Riportiamo qui di seguito il contributo di Filippo Sensi, parlamentare, già portavoce di due Presidenti del Consiglio e animatore del seguitissimo blog Nomfup. Filippo ha partecipato il 12 novembre scorso all’ultimo incontro del COP-PAL, la comunità di pratiche che raccoglie gli ex alunni del Master in Patient Advocacy Management, per parlare della comunicazione istituzionale.
I legami e le istituzioni
Come si costruiscono legami? Perché a volte abbiamo l’impressione che di legami siamo costituiti, come se li ereditassimo, fossimo già dentro al loro gioco, al loro dominio. Come fossimo già da sempre legati, senza la possibilità autentica di costruirne di altri, di nuovi, di altrettanto forti.
I legami sono il contrario della appartenenza, sono un rischio e una invenzione.
Le istituzioni sono legami, ed è forse per questo che ci sembrano sempre estranee, altre da noi, ed è bene che ci sembrino così. Costruire legami significa uscire dalla nostra zona di conforto per arrischiare un confronto che germoglia, porta frutto e, soprattutto, resta. Oltre noi. Dopo di noi. Nonostante noi.
Le istituzioni sono legami che ci sopravvivono proprio perché ci portano fuori di noi. Capire questa dinamica significa comprendere come funzionano i legami, come si muovono, come ci stringono lasciandoci e come noi, lasciandoli, li rendiamo più stretti. La vitalità dei legami, e delle istituzioni, sta nel loro stare, restare, resisterci, abbandonarci, costringerci a disdirci. Letteralmente.
Il lavoro di questa costruzione, la sua tecnica, ha un carattere sperimentale, che non può essere trasmesso come fosse una eredità, un portato, ma una dissipazione, uno spreco, piuttosto.
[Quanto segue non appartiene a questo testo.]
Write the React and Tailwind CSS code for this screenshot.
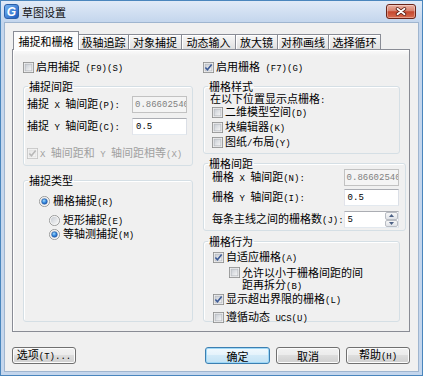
import React from "react";

const CJK_RE = /([\u2E80-\u9FFF\u3000-\u303F\uFF00-\uFFEF]+)/;

function T({ s, dim = false }) {
  const parts = s.split(CJK_RE).filter((p) => p !== "");
  return (
    <span className={dim ? "text-[#a0a0a0] whitespace-pre leading-[12px]" : "whitespace-pre leading-[12px]"}>
      {parts.map((p, i) =>
        CJK_RE.test(p) ? (
          <span key={i} className="font-['Noto_Sans_CJK_SC',sans-serif] text-[11px] leading-[12px]">
            {p}
          </span>
        ) : (
          <span key={i} className="font-['Liberation_Mono',monospace] text-[9px] leading-[12px]">
            {p}
          </span>
        )
      )}
    </span>
  );
}

function CB({ checked = false, disabled = false }) {
  return (
    <svg width="11" height="11" viewBox="0 0 13 13" className="shrink-0 block">
      <defs>
        <linearGradient id="cbin" x1="0" y1="0" x2="1" y2="1">
          <stop offset="0" stopColor="#c6cbd2" />
          <stop offset="1" stopColor="#f8f8f8" />
        </linearGradient>
        <linearGradient id="cbdis" x1="0" y1="0" x2="1" y2="1">
          <stop offset="0" stopColor="#e4e4e4" />
          <stop offset="1" stopColor="#f8f8f8" />
        </linearGradient>
      </defs>
      <rect x="0.5" y="0.5" width="12" height="12" fill="#f6f6f6" stroke={disabled ? "#c4c4c4" : "#8e8f8f"} />
      <rect x="2.5" y="2.5" width="8" height="8" fill={disabled ? "url(#cbdis)" : "url(#cbin)"} stroke={disabled ? "#e0e0e0" : "#b4b8be"} />
      {checked && (
        <path d="M2.8 6.4 L5.3 9.2 L10.2 3" fill="none" stroke={disabled ? "#b8b8b8" : "#3c5a96"} strokeWidth="1.9" />
      )}
    </svg>
  );
}

function RB({ on = false }) {
  return (
    <svg width="11" height="11" viewBox="0 0 13 13" className="shrink-0 block">
      <defs>
        <linearGradient id="rbin" x1="0" y1="0" x2="1" y2="1">
          <stop offset="0" stopColor="#c6cbd2" />
          <stop offset="1" stopColor="#f8f8f8" />
        </linearGradient>
        <radialGradient id="rbdot" cx="0.4" cy="0.35" r="0.7">
          <stop offset="0" stopColor="#a6dcfb" />
          <stop offset="0.5" stopColor="#3c8ee0" />
          <stop offset="1" stopColor="#1a56b0" />
        </radialGradient>
      </defs>
      <circle cx="6.5" cy="6.5" r="6" fill="#f6f6f6" stroke="#8e8f8f" />
      <circle cx="6.5" cy="6.5" r="4.3" fill="url(#rbin)" />
      {on && <circle cx="6.5" cy="6.5" r="3.3" fill="url(#rbdot)" stroke="#1d4f97" strokeWidth="0.6" />}
    </svg>
  );
}

function Inp({ v, disabled = false, spin = false }) {
  return (
    <div
      className={
        disabled
          ? "w-[55px] h-[17px] shrink-0 border border-[#c2c2c2] bg-[#f4f4f4] text-[#808080] flex items-center overflow-hidden pl-[2px]"
          : "w-[55px] h-[17px] shrink-0 border border-[#abadb3] border-b-[#e3e9ef] border-l-[#e2e3ea] border-r-[#dbdfe6] bg-white text-black flex items-center overflow-hidden pl-[3px]"
      }
    >
      <span className="flex-1 min-w-0 font-['Liberation_Mono',monospace] text-[9px] whitespace-nowrap leading-[12px]">{v}</span>
      {spin && (
        <div className="w-[13px] h-full flex flex-col shrink-0">
          <div className="flex-1 flex items-center justify-center border border-[#b9bdc4] rounded-[2px] bg-gradient-to-b from-[#f7f7f7] to-[#e0e3e8]">
            <svg width="5" height="3" viewBox="0 0 5 3" className="block">
              <path d="M0 3 L2.5 0 L5 3Z" fill="#4d6185" />
            </svg>
          </div>
          <div className="flex-1 flex items-center justify-center border border-[#b9bdc4] rounded-[2px] bg-gradient-to-b from-[#f7f7f7] to-[#e0e3e8]">
            <svg width="5" height="3" viewBox="0 0 5 3" className="block">
              <path d="M0 0 L2.5 3 L5 0Z" fill="#4d6185" />
            </svg>
          </div>
        </div>
      )}
    </div>
  );
}

function Group({ title, className, legendClass, children }) {
  return (
    <fieldset className={"border border-[#d5dfe5] rounded-[3px] shadow-[inset_1px_1px_0_#ffffff] " + className}>
      <legend className={"ml-[4px] px-[1px] " + legendClass}>
        <T s={title} />
      </legend>
      {children}
    </fieldset>
  );
}

function Btn({ label, className }) {
  return (
    <div className={"h-[17px] rounded-[3px] border flex items-center justify-center leading-[12px] " + className}>
      <T s={label} />
    </div>
  );
}

const tabs = [
  ["极轴追踪", "w-[50px]"],
  ["对象捕捉", "w-[53px]"],
  ["动态输入", "w-[54px]"],
  ["放大镜", "w-[42px]"],
  ["对称画线", "w-[51px]"],
  ["选择循环", "w-[52px]"],
];

export default function App() {
  return (
    <div className="w-[423px] h-[376px] flex flex-col bg-[#c4d6ed] border border-[#4a86bd] overflow-hidden text-[11px] leading-[12px] text-black font-['Noto_Sans_CJK_SC',sans-serif]">
      {/* title bar */}
      <div className="h-[21px] shrink-0 flex items-center pl-[3px] pr-[6px] bg-gradient-to-b from-[#e0eaf7] to-[#c4d6ed]">
        <div className="w-[15px] h-[15px] rounded-[3px] bg-gradient-to-br from-[#79b6f2] to-[#1a58bd] border border-[#2a5fa8] flex items-center justify-center">
          <span className="font-['Liberation_Sans',sans-serif] font-bold italic text-[12px] leading-none text-white">G</span>
        </div>
        <span className="ml-[3px] text-[11px] leading-[14px] font-['Noto_Sans_CJK_SC',sans-serif] text-[#111]">草图设置</span>
        <div className="ml-auto w-[30px] h-[15px] rounded-[3px] border border-[#6b2418] bg-[linear-gradient(#eab0a2,#d8836f_45%,#c4472e_52%,#d86d51)] shadow-[inset_0_0_0_1px_rgba(255,255,255,0.35)] flex items-center justify-center">
          <svg width="12" height="9" viewBox="0 0 12 9" className="block">
            <path d="M2.5 1.8 L9.5 7.2 M9.5 1.8 L2.5 7.2" stroke="#5a1e14" strokeWidth="3.4" strokeLinecap="round" />
            <path d="M2.5 1.8 L9.5 7.2 M9.5 1.8 L2.5 7.2" stroke="#ffffff" strokeWidth="1.8" strokeLinecap="round" />
          </svg>
        </div>
      </div>

      {/* client */}
      <div className="flex-1 mx-[3px] mb-[3px] bg-[#f0f0f0] border border-[#9fb5cf]">
        <div className="pt-[8px] pl-[7px]">
          {/* tabs */}
          <div className="flex items-end h-[18px] pl-[1px]">
            <div className="relative z-10 -mb-px w-[66px] h-[19px] border-l border-t border-r border-[#898c95] bg-[#fcfcfc] flex items-center justify-center pb-[1px]">
              <T s="捕捉和栅格" />
            </div>
            {tabs.map(([t, w]) => (
              <div
                key={t}
                className={"h-[15px] border-t border-r border-[#898c95] bg-gradient-to-b from-[#f7f7f7] to-[#e1e1e1] shadow-[inset_1px_1px_0_#ffffff] flex items-center justify-center " + w}
              >
                <T s={t} />
              </div>
            ))}
          </div>

          {/* panel */}
          <div className="w-[398px] h-[283px] border border-[#898c95] bg-[linear-gradient(#fbfbfb,#f0f0f0_6px)] shadow-[inset_1px_1px_0_#ffffff] flex pl-[10px] pt-[10px] gap-[10px]">
            {/* left column */}
            <div className="w-[170px] flex flex-col">
              <div className="h-[14px] flex items-center gap-[2px]">
                <CB />
                <T s="启用捕捉 (F9)(S)" />
              </div>
              <Group title="捕捉间距" className="mt-[5px] h-[87px]" legendClass="h-[14px] leading-[14px]">
                <div className="pl-[3px] pr-[5px]">
                  <div className="mt-[3px] h-[17px] flex items-center justify-between">
                    <T s="捕捉 X 轴间距(P):" />
                    <Inp v="0.86602540" disabled />
                  </div>
                  <div className="mt-[5px] h-[17px] flex items-center justify-between">
                    <T s="捕捉 Y 轴间距(C):" />
                    <Inp v="0.5" />
                  </div>
                  <div className="mt-[11px] h-[14px] flex items-center gap-[2px]">
                    <CB checked disabled />
                    <T s="X 轴间距和 Y 轴间距相等(X)" dim />
                  </div>
                </div>
              </Group>
              <Group title="捕捉类型" className="mt-[7px] h-[149px]" legendClass="h-[14px] leading-[14px]">
                <div className="pl-[15px]">
                  <div className="mt-[7px] h-[14px] flex items-center gap-[3px]">
                    <RB on />
                    <T s="栅格捕捉(R)" />
                  </div>
                  <div className="mt-[5px] ml-[10px] h-[14px] flex items-center gap-[3px]">
                    <RB />
                    <T s="矩形捕捉(E)" />
                  </div>
                  <div className="ml-[10px] h-[14px] flex items-center gap-[3px]">
                    <RB on />
                    <T s="等轴测捕捉(M)" />
                  </div>
                </div>
              </Group>
            </div>

            {/* right column */}
            <div className="w-[197px] flex flex-col">
              <div className="h-[14px] flex items-center gap-[2px]">
                <CB checked />
                <T s="启用栅格 (F7)(G)" />
              </div>
              <Group title="栅格样式" className="mt-[5px] h-[75px]" legendClass="h-[14px] leading-[14px]">
                <div className="pl-[6px]">
                  <div className="h-[12px] flex items-center">
                    <T s="在以下位置显示点栅格:" />
                  </div>
                  <div className="pl-[2px] h-[15px] flex items-center gap-[2px]">
                    <CB />
                    <T s="二维模型空间(D)" />
                  </div>
                  <div className="pl-[2px] h-[15px] flex items-center gap-[2px]">
                    <CB />
                    <T s="块编辑器(K)" />
                  </div>
                  <div className="pl-[2px] h-[15px] flex items-center gap-[2px]">
                    <CB />
                    <T s="图纸/布局(Y)" />
                  </div>
                </div>
              </Group>
              <Group title="栅格间距" className="mt-[3px] h-[74px]" legendClass="h-[12px] leading-[12px]">
                <div className="pl-[8px] pr-[6px]">
                  <div className="h-[17px] flex items-center justify-between">
                    <T s="栅格 X 轴间距(N):" />
                    <Inp v="0.86602540" disabled />
                  </div>
                  <div className="mt-[3px] h-[17px] flex items-center justify-between">
                    <T s="栅格 Y 轴间距(I):" />
                    <Inp v="0.5" />
                  </div>
                  <div className="mt-[5px] h-[17px] flex items-center justify-between">
                    <T s="每条主线之间的栅格数(J):" />
                    <Inp v="5" spin />
                  </div>
                </div>
              </Group>
              <Group title="栅格行为" className="mt-[4px] h-[87px]" legendClass="h-[12px] leading-[12px]">
                <div className="pl-[9px]">
                  <div className="mt-[3px] h-[14px] flex items-center gap-[2px]">
                    <CB checked />
                    <T s="自适应栅格(A)" />
                  </div>
                  <div className="mt-[2px] pl-[16px] flex items-start gap-[2px]">
                    <div className="mt-[1px]">
                      <CB />
                    </div>
                    <div className="leading-[12px] flex flex-col">
                      <T s="允许以小于栅格间距的间" />
                      <T s="距再拆分(B)" />
                    </div>
                  </div>
                  <div className="h-[13px] flex items-center gap-[2px]">
                    <CB checked />
                    <T s="显示超出界限的栅格(L)" />
                  </div>
                  <div className="mt-[4px] h-[14px] flex items-center gap-[2px]">
                    <CB />
                    <T s="遵循动态 UCS(U)" />
                  </div>
                </div>
              </Group>
            </div>
          </div>

          {/* buttons */}
          <div className="w-[398px] mt-[15px] flex items-center">
            <Btn
              label="选项(T)..."
              className="w-[64px] border-[#707070] bg-[linear-gradient(#f2f2f2,#ebebeb_50%,#dddddd_50%,#cfcfcf)] shadow-[inset_0_0_0_1px_#fcfcfc]"
            />
            <div className="ml-auto flex gap-[6px]">
              <Btn
                label="确定"
                className="w-[65px] border-[#3c7fb1] bg-[linear-gradient(#f1f9fe,#e3f2fb_50%,#d2eaf8_50%,#c3e2f4)] shadow-[inset_0_0_0_1px_#9fd8f7]"
              />
              <Btn
                label="取消"
                className="w-[64px] border-[#707070] bg-[linear-gradient(#f2f2f2,#ebebeb_50%,#dddddd_50%,#cfcfcf)] shadow-[inset_0_0_0_1px_#fcfcfc]"
              />
              <Btn
                label="帮助(H)"
                className="w-[64px] border-[#707070] bg-[linear-gradient(#f2f2f2,#ebebeb_50%,#dddddd_50%,#cfcfcf)] shadow-[inset_0_0_0_1px_#fcfcfc]"
              />
            </div>
          </div>
        </div>
      </div>
    </div>
  );
}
Le istituzioni sono legami e spetta alla politica e alla sua capacità comunicativa - di dirsi e di darsi - lo sforzo per rendere la loro durata, il loro resto, un compito non concluso, una missione impossibile, una macchina celibe.
Comunicare la politica è molto diverso da comunicare una istituzione. La politica comunica se stessa, l’istituzione comunica noi. Non nel senso di una autosufficienza della politica, ma in quello della sua autonomia. Il noi comunicato dalle istituzioni è il punto di arrivo di un processo di trasformazione e di alienazione, di espropriazione che non consente al noi costitutivo di riconoscersi appieno nel noi costituito, ricostituito. Da qui un senso di alterità, di distanza, che le istituzioni devono saper custodire e che la politica prova a confondere, a fraintendere, a disturbare, come una interferenza. La politica entra ed esce dalle istituzioni per restare se stessa. Di questo passaggio le istituzioni sembrano non portare memoria, paiono indifferenti, quando invece è esattamente la differenza la cifra specifica della istituzione.
Costruire legami, dunque. Porte di accesso, chiavi nascoste, strumenti per uscirne vivi, luoghi di confronto, piazze e panchine. Questa urbanizzazione è la missione che i cittadini, uti singuli e nella loro dimensione associativa, dunque politica, sono chiamati a fallire, perché le istituzioni per essere tali non devono poter consentire un riconoscimento finale, una conclusione, un inveramento, una fine, perfino nella forma dell’happy ending. La fine delle istituzioni, la loro efficacia, la loro efficienza
non deve essere realizzata, ma solo possibile, come ogni katechon. Se l’istituzione si fa reale manca il suo obiettivo che non è, come potrebbe sembrare, il passato, la chiusura del cerchio, ma il futuro. La durata di ciò che resta. L’istituzione è sempre sopravvissuta, superstite, l’esatto contrario dello zombie che è morto e divora il vivo. L’istituzione non può morire, nonostante la violenza della politica che la attraversa, che prova ad usarla, quand’anche fosse per l’elevato scopo della salus rei publicae. Per questo è l’istituzione a cambiare la politica, e non vicecersa, del suo passaggio dentro l’istituzione la politica porta traccia e memoria, trasformandosi. Il contrario di quello che siamo portati a pensare. Ma questo perché nello stare dell’istituzione c’è la sua vitalità, la sua promessa, il suo errare.